Each state has a vital records office, which will give you copies of documents for a fee. You can continue to research this way until you can no longer locate the documents you need.

Gather Oral Histories & Family Records

Try to write your own autobiography. Start with yourself and work backwards, writing everything you know about your parents, grandparents, and so forth. Interviewing the elders in your family is always helpful. Ask them what they can remember about what life was like when they were younger, and about the ancestors they remember.

Find family papers, records, photos, and souvenirs. Make sure to write on the backs of photos who the people are on the front, when the photo was taken, and if it’s a specific occasion, such as a birthday, graduation, or baptism.

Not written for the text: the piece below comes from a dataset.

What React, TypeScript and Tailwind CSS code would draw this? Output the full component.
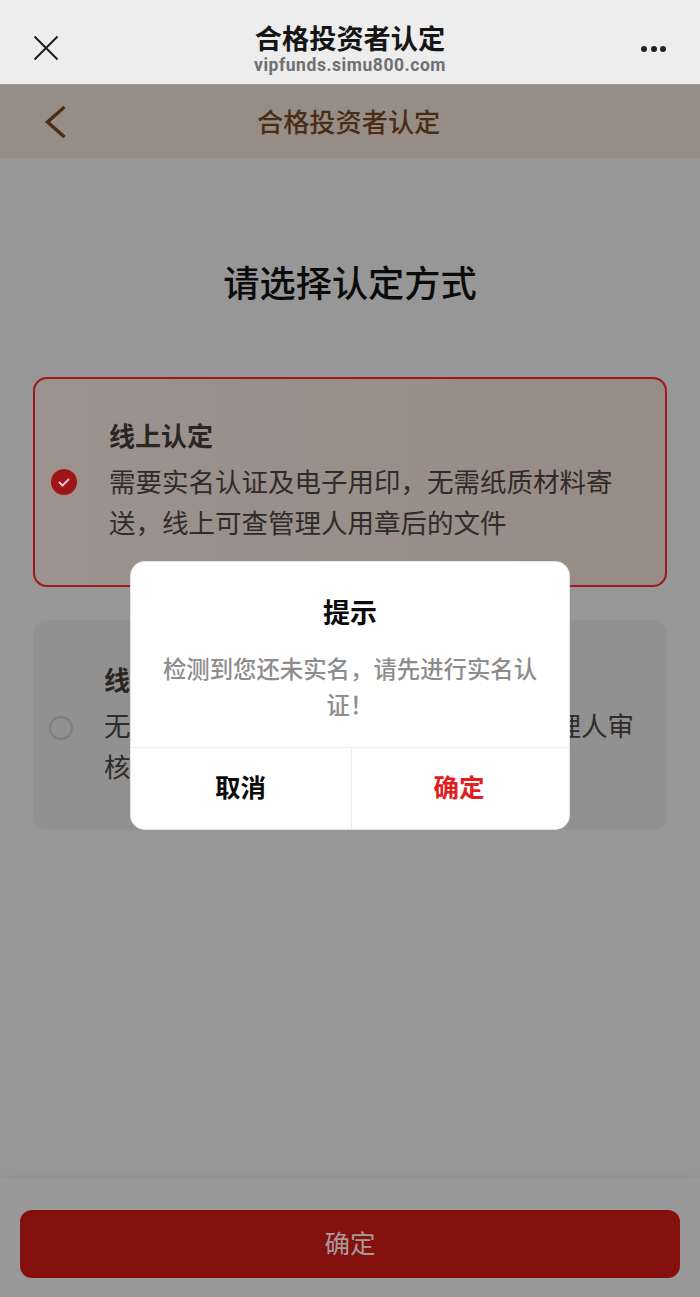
const cjk = "font-['Noto_Sans_CJK_SC','Noto_Sans',sans-serif]";

function MethodCard(props: { active: boolean; title: string; lines: string[] }) {
  const { active, title, lines } = props;
  return (
    <div
      className={
        active
          ? "flex h-[210px] items-center rounded-[14px] border-2 border-[#a0181c] bg-gradient-to-r from-[#9c938e] to-[#978b85] pl-[16px]"
          : "flex h-[210px] items-center rounded-[14px] bg-[#919191] pl-[16px]"
      }
    >
      {active ? (
        <div className="flex h-[26px] w-[26px] shrink-0 items-center justify-center rounded-full bg-[#a01517]">
          <svg width="14" height="12" viewBox="0 0 14 12" fill="none">
            <path d="M2 6l3.5 3.5L12 3" stroke="#d9c9c5" strokeWidth="2" />
          </svg>
        </div>
      ) : (
        <div className="mt-[5px] h-[24px] w-[24px] shrink-0 rounded-full border-2 border-[#7f7f7f]" />
      )}
      <div className={active ? "ml-[32px] pr-[40px] pb-[6px]" : "ml-[31px] pr-[28px] pb-[4px]"}>
        <p className="mb-[6px] text-[26px] leading-[38px] font-bold text-[#2a2623]">{title}</p>
        {lines.map((line) => (
          <p key={line} className="text-[26.5px] leading-[41px] whitespace-nowrap text-[#2f2b28]">
            {line}
          </p>
        ))}
      </div>
    </div>
  );
}

export default function App() {
  return (
    <div className={`relative flex h-[1297px] w-[700px] flex-col overflow-hidden bg-[#979797] ${cjk}`}>
      {/* wechat bar */}
      <div className="flex h-[84px] shrink-0 items-center justify-between bg-[#ededed] pt-[12px] pr-[33px] pl-[33px]">
        <svg width="26" height="26" viewBox="0 0 26 26" fill="none">
          <path d="M1.5 1.5l23 23M24.5 1.5l-23 23" stroke="#1c1c1c" strokeWidth="2" />
        </svg>
        <div className="flex flex-col items-center">
          <p className="text-[27.2px] leading-[33px] font-bold text-[#151515]">合格投资者认定</p>
          <p className="font-['Roboto',sans-serif] text-[17.5px] leading-[22px] font-bold tracking-[0.55px] text-[#6f7072]">
            vipfunds.simu800.com
          </p>
        </div>
        <div className="flex w-[26px] gap-[3.5px] pt-[2px]">
          <span className="h-[6px] w-[6px] shrink-0 rounded-full bg-[#222]" />
          <span className="h-[6px] w-[6px] shrink-0 rounded-full bg-[#222]" />
          <span className="h-[6px] w-[6px] shrink-0 rounded-full bg-[#222]" />
        </div>
      </div>

      {/* page nav */}
      <div className="mt-px flex h-[73px] shrink-0 items-center bg-[#978d87] pl-[44px]">
        <svg width="24" height="34" viewBox="0 0 24 34" fill="none">
          <path d="M20.5 2L3.5 17l17 15" stroke="#4a2d14" strokeWidth="3.4" />
        </svg>
        <p className="ml-[189px] pb-[2px] text-[26.2px] leading-[36px] font-medium text-[#4a2d14]">合格投资者认定</p>
      </div>

      <h1 className="mt-[98px] text-center text-[36.2px] leading-[50px] font-medium text-[#0b0b0b]">请选择认定方式</h1>

      <div className="mt-[71px] flex flex-col gap-[33px] px-[33px]">
        <MethodCard
          active
          title="线上认定"
          lines={["需要实名认证及电子用印，无需纸质材料寄", "送，线上可查管理人用章后的文件"]}
        />
        <MethodCard
          active={false}
          title="线下认定"
          lines={["无需实名认证，需将纸质材料寄送给管理人审", "核，审核通过后完成认定"]}
        />
      </div>

      {/* bottom bar */}
      <div className="mt-auto flex h-[119px] shrink-0 items-start bg-[#999999] px-[20px] pt-[32px] shadow-[0_-6px_10px_rgba(0,0,0,0.03)]">
        <button className="h-[68px] w-full rounded-[12px] bg-[#85110f] pb-[4px] text-[25.5px] text-[#a89a98]">确定</button>
      </div>

      {/* dialog */}
      <div className="absolute top-[562px] left-[131px] flex h-[267px] w-[438px] flex-col rounded-[14px] bg-white shadow-[0_0_0_1px_#e4e4e4]">
        <p className="mt-[31px] text-center text-[27px] leading-[38px] font-bold text-[#0a0a0a]">提示</p>
        <p className="mt-[19px] px-[28px] text-center text-[23.4px] leading-[36px] font-medium text-[#8d8d8d]">
          检测到您还未实名，请先进行实名认证！
        </p>
        <div className="mt-auto flex h-[82px] border-t border-[#eeeeee]">
          <button className="flex-1 border-r border-[#eeeeee] pr-[1px] pb-[4px] text-[25.5px] font-bold text-[#0a0a0a]">取消</button>
          <button className="w-[217px] pr-[3px] pb-[4px] text-[25.5px] font-bold text-[#e0201f]">确定</button>
        </div>
      </div>
    </div>
  );
}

African American family snapshot  - old photo of family in a vintage car
marriage license, family tree, and other documents

Sources for Researching African American Genealogy

Records and Documents

The following sources have records after 1870:

  • Cemeteries
  • Funeral homes
  • Birth and death certifications
  • Marriage and divorce records
  • Obituaries
  • Published biographies and family histories
  • Old city directories and telephone directories
  • Social security records
  • U.S. census records
  • African colonization societies

It’s more difficult to research prior to 1868, but it doesn’t mean there are no records. You will want to try to:

  • Identify the last slave owner
    • Manumissions and Certificates of Freedom
    • Business receipts and contracts
  • Research slave owner and slavery history
    • Runaway slave advertisements and legal notices
    • Bounty lists
    • Freedmen’s Bureau: Established in the War Department by an act of March 3, 1865 the Bureau supervised all relief and educational activities relating to refugees and freedmen, including issuing rations, clothing, and medicine.
  • Explore Canadian and Caribbean transits
    • Slaves were sent to ports other than those in the United States. Many slaves were sent to the Caribbean first and then to the U.S., some even after a generation or more.

Recommended Resources



  • Burroughs, Tony. Black Roots: A Beginner’s Guide to Tracing the African American Family Tree. New York: Simon & Schuster, 2001. E185.96 .B94 2001

    Focuses on preparing the reader to conduct a well-organized search. Includes didactic case studies from a renowned researcher of African American genealogy (the author) and other researchers, and many images of sample genealogical documents with feedback on how to make use of them.

  • Smith, Franklin Carter. A Genealogist's Guide to Discovering your African-American Ancestors : how to find and record your unique heritage. Ohio: Betterway Books, 2003. E185.96 .S6514 2003Q

    Beginning chapters describe how to conduct prep work and make use of historical governmental records; middle chapters highlight relevant customs (e.g. naming practices) and information available through research of slaveholder families; and ending chapters are didactic case studies.

  • Woodtor, Dee. Finding a Place Called Home: A Guide to African-American Genealogy and Historical Identity. New York: Random House, 1999. E185.96 .W69 1999

    A highly detailed how-to-manual that provides readers a historical and cultural context. Points out typically overlooked records, how to assess validity of records, and provides case studies, images and diagrams, and related topics (e.g. family reunions, publication of findings, etc.).